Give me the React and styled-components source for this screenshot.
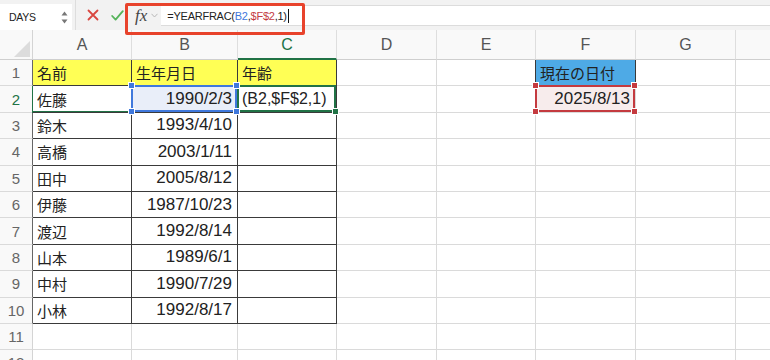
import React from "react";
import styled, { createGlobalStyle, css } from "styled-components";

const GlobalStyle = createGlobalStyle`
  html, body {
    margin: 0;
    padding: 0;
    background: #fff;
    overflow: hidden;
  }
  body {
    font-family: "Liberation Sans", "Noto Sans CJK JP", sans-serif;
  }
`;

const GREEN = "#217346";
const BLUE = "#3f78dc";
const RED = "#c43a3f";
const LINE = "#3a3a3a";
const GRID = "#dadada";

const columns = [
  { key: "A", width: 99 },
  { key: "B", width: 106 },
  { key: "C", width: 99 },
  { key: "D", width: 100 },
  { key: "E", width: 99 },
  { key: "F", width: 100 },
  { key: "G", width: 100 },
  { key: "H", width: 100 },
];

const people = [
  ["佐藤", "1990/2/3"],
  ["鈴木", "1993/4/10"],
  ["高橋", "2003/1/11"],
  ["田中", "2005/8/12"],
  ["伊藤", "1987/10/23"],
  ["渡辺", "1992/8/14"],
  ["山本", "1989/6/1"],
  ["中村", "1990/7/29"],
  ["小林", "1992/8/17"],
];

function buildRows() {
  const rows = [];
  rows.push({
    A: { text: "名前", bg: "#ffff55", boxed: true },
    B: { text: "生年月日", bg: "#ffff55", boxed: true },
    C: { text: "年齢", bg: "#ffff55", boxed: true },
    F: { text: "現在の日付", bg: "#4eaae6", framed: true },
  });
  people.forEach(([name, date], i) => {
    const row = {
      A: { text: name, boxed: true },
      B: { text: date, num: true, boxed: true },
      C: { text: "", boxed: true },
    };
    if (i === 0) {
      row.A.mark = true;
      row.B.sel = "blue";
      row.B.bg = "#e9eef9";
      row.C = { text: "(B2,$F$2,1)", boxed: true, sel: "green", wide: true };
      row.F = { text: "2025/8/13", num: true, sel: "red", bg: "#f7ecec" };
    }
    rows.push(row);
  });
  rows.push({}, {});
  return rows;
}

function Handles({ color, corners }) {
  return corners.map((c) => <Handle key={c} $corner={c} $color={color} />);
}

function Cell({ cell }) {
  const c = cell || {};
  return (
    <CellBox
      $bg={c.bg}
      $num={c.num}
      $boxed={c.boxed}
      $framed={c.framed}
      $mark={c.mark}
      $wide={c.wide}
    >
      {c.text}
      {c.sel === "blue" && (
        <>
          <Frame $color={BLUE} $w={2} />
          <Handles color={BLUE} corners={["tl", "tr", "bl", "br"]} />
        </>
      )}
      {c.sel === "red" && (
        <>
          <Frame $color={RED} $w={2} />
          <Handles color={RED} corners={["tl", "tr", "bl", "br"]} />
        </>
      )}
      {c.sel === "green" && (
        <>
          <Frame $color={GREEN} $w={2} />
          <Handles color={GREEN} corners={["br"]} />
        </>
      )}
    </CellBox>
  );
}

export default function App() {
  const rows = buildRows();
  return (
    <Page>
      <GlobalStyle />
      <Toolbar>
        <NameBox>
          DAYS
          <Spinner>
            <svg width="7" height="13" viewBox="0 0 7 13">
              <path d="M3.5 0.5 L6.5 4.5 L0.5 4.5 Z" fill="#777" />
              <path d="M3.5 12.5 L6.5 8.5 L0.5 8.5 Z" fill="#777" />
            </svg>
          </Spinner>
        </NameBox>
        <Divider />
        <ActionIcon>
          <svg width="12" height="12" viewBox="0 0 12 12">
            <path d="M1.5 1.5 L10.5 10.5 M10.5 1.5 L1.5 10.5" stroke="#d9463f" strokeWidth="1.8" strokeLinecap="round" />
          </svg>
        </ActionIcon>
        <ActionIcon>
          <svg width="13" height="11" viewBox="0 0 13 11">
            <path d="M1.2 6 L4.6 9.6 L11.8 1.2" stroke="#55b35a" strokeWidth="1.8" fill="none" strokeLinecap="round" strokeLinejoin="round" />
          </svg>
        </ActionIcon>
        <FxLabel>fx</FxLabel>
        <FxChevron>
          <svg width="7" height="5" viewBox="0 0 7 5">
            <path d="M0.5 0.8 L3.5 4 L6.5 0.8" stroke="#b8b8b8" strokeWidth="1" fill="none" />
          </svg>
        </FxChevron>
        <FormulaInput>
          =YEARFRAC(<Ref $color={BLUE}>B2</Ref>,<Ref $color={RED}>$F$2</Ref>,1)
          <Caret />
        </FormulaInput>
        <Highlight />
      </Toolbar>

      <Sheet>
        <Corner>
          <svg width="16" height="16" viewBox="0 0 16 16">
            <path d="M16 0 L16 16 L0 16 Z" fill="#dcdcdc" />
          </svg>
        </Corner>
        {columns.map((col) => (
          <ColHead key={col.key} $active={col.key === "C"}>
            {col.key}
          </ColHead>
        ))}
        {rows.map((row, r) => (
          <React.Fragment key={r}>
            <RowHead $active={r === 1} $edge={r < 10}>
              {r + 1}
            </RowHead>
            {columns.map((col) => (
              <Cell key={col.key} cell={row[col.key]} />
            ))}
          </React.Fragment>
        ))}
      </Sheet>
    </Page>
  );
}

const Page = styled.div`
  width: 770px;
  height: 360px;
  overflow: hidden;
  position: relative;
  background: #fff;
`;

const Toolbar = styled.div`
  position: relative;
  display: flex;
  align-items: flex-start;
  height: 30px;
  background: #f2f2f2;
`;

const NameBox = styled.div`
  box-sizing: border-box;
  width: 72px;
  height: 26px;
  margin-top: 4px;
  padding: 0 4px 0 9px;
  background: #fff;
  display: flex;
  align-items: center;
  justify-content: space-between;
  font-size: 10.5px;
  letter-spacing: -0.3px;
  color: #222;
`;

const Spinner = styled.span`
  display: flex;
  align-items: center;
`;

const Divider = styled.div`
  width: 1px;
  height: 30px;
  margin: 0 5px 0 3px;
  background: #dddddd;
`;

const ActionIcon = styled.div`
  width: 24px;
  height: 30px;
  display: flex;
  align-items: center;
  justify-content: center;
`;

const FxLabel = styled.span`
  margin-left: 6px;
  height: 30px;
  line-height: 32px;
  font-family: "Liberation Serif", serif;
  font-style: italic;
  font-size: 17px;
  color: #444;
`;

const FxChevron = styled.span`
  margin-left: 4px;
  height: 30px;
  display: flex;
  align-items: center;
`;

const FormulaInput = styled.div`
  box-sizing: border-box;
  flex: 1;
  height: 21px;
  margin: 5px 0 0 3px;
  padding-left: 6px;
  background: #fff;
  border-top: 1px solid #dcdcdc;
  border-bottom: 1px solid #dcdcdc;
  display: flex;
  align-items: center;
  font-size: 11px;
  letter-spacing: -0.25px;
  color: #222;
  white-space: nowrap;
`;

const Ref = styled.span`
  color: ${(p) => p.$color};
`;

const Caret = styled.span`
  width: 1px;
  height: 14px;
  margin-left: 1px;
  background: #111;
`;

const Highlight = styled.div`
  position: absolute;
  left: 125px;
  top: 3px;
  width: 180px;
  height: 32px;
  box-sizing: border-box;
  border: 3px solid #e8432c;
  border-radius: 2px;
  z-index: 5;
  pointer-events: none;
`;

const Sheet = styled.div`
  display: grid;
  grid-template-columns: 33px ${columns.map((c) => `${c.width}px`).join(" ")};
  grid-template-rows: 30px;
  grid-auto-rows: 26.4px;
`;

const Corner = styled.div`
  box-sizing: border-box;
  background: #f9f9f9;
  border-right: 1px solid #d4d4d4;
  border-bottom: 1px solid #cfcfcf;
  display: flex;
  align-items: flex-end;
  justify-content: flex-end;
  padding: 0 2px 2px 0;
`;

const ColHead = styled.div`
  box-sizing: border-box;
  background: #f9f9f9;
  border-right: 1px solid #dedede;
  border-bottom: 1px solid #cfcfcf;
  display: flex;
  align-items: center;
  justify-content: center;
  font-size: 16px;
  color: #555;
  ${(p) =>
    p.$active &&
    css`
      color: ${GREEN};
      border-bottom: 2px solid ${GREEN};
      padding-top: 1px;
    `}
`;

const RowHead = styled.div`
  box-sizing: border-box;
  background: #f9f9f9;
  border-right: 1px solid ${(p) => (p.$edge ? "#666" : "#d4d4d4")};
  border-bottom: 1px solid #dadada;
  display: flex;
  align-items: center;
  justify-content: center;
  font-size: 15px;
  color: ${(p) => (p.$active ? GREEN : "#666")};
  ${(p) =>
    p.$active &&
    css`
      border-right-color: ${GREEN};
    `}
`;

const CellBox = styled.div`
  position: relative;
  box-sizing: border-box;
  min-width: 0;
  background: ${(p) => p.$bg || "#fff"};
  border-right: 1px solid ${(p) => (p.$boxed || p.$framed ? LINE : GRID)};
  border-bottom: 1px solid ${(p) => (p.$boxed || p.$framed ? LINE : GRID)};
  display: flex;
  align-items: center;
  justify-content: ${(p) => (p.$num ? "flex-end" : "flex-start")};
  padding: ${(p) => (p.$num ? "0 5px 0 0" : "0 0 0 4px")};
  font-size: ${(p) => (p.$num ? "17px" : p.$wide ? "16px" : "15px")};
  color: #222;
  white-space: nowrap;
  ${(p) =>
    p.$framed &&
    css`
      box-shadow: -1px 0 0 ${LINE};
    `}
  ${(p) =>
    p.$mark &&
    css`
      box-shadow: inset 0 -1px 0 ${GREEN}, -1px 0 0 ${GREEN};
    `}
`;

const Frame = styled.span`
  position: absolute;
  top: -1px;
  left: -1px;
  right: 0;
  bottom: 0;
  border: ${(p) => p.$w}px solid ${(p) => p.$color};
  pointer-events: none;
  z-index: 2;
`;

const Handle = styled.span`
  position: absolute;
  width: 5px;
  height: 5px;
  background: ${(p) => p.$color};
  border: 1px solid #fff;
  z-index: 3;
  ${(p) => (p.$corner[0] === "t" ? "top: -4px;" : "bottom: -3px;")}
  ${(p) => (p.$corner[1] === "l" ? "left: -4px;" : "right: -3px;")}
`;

· · · ·

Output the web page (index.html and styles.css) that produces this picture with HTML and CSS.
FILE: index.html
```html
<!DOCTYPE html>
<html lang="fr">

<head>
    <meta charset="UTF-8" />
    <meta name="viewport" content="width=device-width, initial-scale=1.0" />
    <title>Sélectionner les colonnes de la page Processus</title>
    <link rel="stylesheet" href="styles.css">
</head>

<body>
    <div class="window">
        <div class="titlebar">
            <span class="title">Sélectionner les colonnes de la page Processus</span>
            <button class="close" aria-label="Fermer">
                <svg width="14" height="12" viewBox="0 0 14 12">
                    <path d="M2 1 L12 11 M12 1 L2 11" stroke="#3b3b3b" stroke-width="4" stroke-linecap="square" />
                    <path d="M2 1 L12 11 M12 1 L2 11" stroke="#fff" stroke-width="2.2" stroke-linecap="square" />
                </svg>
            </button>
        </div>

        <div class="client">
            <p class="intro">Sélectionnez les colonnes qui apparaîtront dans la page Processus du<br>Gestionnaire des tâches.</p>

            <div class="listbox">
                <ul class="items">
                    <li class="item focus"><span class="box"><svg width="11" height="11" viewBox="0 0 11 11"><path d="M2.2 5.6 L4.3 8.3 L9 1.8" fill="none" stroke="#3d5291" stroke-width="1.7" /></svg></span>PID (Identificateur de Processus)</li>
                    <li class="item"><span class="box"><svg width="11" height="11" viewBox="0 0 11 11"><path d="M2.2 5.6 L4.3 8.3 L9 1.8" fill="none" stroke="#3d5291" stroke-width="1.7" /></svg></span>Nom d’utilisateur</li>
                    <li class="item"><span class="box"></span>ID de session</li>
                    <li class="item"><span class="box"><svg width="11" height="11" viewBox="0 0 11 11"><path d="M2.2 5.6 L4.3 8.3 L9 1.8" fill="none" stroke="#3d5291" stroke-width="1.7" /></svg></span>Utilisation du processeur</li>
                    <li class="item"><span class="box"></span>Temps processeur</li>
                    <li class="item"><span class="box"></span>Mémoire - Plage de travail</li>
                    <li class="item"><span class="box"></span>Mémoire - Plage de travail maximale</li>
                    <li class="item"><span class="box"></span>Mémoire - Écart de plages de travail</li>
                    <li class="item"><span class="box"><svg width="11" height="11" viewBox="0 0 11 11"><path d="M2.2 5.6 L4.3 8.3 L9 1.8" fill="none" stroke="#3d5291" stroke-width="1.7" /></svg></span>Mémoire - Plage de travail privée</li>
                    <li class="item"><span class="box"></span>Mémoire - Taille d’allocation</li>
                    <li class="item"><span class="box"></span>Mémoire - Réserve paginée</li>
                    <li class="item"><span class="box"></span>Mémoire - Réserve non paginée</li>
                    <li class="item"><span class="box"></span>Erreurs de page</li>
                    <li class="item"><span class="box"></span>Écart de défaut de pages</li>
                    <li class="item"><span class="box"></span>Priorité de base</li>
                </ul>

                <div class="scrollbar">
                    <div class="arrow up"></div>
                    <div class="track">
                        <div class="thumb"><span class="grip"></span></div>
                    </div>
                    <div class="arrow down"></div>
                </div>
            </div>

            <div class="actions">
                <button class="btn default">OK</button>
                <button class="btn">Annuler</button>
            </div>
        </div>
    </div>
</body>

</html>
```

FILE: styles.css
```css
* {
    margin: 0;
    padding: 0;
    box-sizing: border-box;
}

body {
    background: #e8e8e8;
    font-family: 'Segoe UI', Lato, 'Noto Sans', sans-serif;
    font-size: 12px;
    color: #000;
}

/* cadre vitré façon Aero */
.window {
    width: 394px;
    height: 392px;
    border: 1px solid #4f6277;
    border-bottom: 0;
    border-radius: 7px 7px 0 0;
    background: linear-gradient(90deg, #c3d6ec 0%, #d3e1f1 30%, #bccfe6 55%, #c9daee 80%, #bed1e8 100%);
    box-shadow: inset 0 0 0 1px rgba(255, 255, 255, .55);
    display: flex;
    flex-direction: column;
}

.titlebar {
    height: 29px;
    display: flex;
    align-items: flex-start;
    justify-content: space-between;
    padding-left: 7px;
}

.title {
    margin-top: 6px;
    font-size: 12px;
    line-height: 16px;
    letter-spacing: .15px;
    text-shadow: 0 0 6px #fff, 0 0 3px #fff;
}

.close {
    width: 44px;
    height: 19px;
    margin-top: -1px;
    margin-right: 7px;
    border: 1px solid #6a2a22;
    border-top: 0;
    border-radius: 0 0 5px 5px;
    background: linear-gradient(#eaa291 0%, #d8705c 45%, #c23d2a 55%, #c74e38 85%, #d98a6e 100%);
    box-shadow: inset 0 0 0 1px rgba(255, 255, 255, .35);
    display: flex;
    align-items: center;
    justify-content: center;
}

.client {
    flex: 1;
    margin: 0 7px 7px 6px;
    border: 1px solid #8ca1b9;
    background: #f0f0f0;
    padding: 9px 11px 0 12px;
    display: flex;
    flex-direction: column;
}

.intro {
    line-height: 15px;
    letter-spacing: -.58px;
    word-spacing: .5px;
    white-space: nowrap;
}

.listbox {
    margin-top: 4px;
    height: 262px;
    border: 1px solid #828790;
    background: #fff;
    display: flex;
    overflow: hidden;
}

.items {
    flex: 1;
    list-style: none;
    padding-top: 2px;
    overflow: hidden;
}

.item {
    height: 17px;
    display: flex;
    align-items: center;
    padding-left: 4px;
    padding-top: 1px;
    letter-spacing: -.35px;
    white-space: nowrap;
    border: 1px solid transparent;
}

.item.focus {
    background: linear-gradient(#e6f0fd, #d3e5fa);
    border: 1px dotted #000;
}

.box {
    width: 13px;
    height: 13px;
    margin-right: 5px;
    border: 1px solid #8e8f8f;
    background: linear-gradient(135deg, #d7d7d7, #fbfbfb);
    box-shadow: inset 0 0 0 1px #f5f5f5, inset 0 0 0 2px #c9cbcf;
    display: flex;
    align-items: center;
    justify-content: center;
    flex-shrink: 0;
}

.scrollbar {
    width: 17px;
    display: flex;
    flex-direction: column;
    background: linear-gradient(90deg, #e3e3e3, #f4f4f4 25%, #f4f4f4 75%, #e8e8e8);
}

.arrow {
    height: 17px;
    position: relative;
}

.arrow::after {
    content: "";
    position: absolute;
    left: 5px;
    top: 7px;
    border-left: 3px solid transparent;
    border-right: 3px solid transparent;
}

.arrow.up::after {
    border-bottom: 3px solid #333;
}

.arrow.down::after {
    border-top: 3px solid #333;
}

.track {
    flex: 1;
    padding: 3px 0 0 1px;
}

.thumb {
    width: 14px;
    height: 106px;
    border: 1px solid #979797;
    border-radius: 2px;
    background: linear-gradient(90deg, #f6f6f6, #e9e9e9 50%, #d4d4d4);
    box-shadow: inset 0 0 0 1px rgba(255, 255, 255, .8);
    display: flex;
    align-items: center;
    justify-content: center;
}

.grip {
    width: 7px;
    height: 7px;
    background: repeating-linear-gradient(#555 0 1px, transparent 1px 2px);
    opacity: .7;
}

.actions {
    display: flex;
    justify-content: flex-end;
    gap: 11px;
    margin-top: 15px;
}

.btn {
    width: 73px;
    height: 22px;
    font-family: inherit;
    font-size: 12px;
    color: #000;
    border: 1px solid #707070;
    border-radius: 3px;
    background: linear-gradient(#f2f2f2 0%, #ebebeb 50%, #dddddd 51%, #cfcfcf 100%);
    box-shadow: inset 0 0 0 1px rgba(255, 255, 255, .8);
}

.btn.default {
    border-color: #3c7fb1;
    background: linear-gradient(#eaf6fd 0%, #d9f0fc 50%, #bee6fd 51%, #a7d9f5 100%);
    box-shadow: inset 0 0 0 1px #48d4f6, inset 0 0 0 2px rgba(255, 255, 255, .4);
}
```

· · · ·

Return every line of the preceding records in which the word "components" appears.

Give me the React and styled-components source for this screenshot.
import styled, { createGlobalStyle, css } from "styled-components";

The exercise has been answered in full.